**GOAL**
Exactly as written, write out the lines below from the first to the one containing "ArrowRight, RotateCw, Star", inclusive. Pictures do not belong in the copy.

** start DATA EXTRACT **

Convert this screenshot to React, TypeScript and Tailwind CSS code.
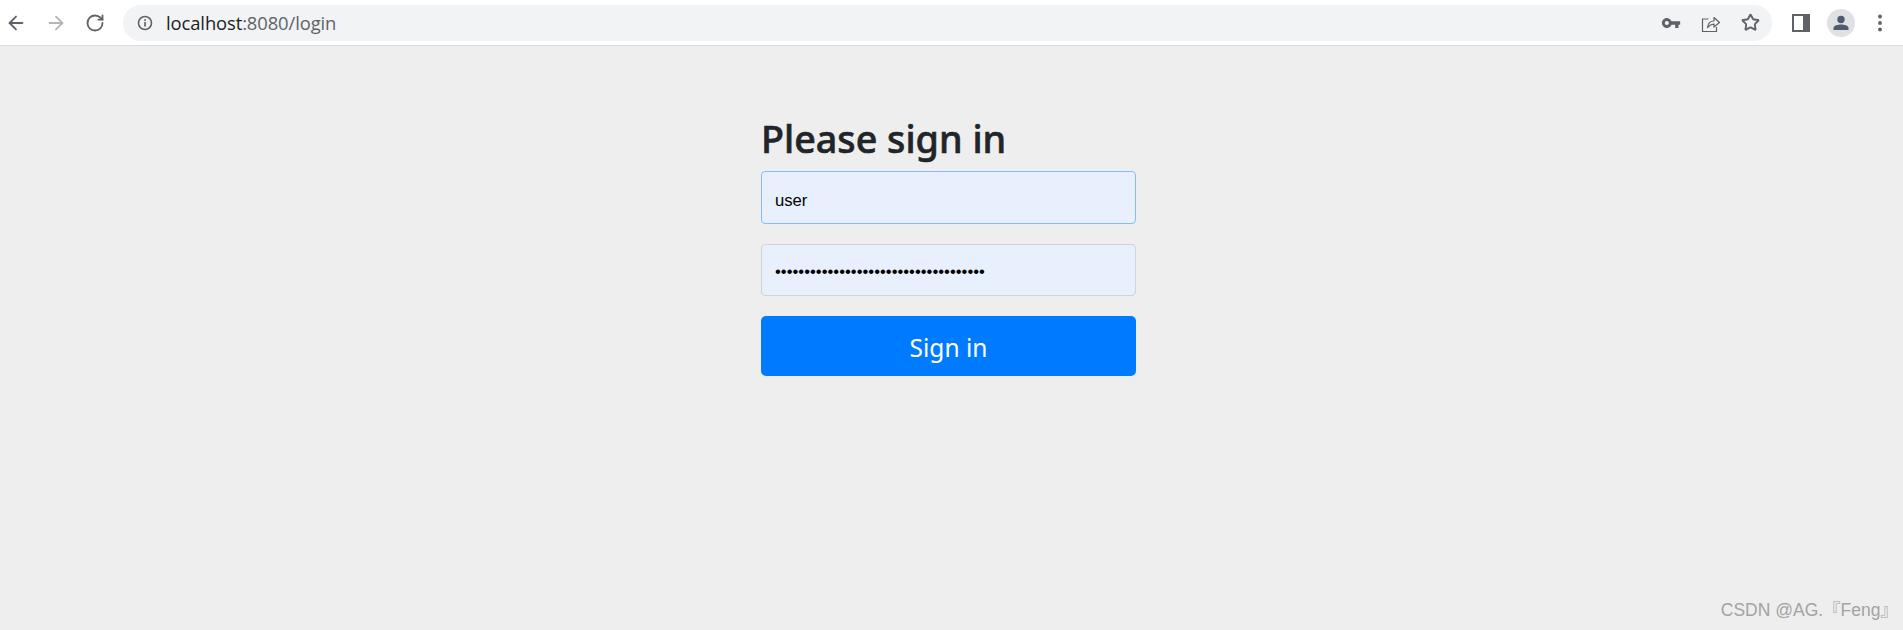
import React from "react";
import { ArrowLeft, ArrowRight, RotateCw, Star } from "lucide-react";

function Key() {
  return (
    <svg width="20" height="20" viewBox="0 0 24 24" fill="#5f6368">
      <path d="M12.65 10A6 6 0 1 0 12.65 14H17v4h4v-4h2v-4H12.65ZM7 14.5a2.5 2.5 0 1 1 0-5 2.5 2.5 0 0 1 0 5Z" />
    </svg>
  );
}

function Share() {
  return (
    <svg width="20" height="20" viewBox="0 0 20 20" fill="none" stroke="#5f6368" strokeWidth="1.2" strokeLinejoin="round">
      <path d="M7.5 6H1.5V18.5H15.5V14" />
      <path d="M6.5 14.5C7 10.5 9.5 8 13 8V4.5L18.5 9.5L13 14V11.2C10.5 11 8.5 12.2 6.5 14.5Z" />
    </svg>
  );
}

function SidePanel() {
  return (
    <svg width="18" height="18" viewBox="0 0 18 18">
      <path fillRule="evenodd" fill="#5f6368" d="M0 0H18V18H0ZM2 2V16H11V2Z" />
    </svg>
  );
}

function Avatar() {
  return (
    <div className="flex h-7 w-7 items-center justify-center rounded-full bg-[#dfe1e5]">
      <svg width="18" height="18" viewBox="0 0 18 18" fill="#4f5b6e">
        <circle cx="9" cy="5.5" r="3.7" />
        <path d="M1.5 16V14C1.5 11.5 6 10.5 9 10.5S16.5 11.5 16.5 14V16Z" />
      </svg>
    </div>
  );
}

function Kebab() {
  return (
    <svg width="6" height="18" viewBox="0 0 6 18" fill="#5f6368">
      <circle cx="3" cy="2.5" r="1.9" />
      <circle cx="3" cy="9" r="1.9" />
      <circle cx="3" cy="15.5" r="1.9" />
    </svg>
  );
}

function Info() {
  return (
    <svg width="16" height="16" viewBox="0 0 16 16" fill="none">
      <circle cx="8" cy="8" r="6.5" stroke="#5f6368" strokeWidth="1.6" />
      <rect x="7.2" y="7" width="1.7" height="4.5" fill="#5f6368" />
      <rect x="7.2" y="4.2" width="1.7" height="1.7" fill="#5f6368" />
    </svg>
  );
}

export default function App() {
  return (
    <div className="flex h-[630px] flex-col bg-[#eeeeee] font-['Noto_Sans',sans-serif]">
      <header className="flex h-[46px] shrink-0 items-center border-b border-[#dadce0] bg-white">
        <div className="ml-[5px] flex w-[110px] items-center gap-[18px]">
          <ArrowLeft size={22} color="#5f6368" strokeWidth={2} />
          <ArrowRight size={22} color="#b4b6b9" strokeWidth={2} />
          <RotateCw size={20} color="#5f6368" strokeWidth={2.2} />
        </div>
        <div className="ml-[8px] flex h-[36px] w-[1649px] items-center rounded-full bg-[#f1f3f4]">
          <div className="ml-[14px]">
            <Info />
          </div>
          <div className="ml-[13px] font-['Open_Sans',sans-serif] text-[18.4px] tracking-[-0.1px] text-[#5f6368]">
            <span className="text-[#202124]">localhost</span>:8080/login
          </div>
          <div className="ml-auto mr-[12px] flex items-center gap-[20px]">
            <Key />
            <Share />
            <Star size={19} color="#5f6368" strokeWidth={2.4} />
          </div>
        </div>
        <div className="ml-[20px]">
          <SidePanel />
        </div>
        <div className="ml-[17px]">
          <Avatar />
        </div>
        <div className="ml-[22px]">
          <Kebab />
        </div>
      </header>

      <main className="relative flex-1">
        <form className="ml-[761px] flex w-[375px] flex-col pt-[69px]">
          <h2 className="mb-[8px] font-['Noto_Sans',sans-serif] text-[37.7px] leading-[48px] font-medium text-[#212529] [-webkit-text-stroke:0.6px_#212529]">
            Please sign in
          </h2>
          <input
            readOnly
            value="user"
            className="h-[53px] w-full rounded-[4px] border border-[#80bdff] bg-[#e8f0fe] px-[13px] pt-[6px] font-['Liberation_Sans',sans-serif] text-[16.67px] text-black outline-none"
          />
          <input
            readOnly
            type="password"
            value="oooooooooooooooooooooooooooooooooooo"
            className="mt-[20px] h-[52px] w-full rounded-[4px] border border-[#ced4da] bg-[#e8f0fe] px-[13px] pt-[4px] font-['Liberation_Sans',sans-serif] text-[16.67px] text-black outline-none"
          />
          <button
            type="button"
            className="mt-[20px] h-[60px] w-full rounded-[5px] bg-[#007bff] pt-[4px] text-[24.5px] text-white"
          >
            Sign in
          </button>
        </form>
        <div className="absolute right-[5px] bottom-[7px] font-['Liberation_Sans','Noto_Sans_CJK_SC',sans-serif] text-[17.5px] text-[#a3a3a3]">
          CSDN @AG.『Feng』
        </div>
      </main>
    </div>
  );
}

** end DATA EXTRACT **

**TASK RESPONSE**
Convert this screenshot to React, TypeScript and Tailwind CSS code.
import React from "react";
import { ArrowLeft, ArrowRight, RotateCw, Star } from "lucide-react";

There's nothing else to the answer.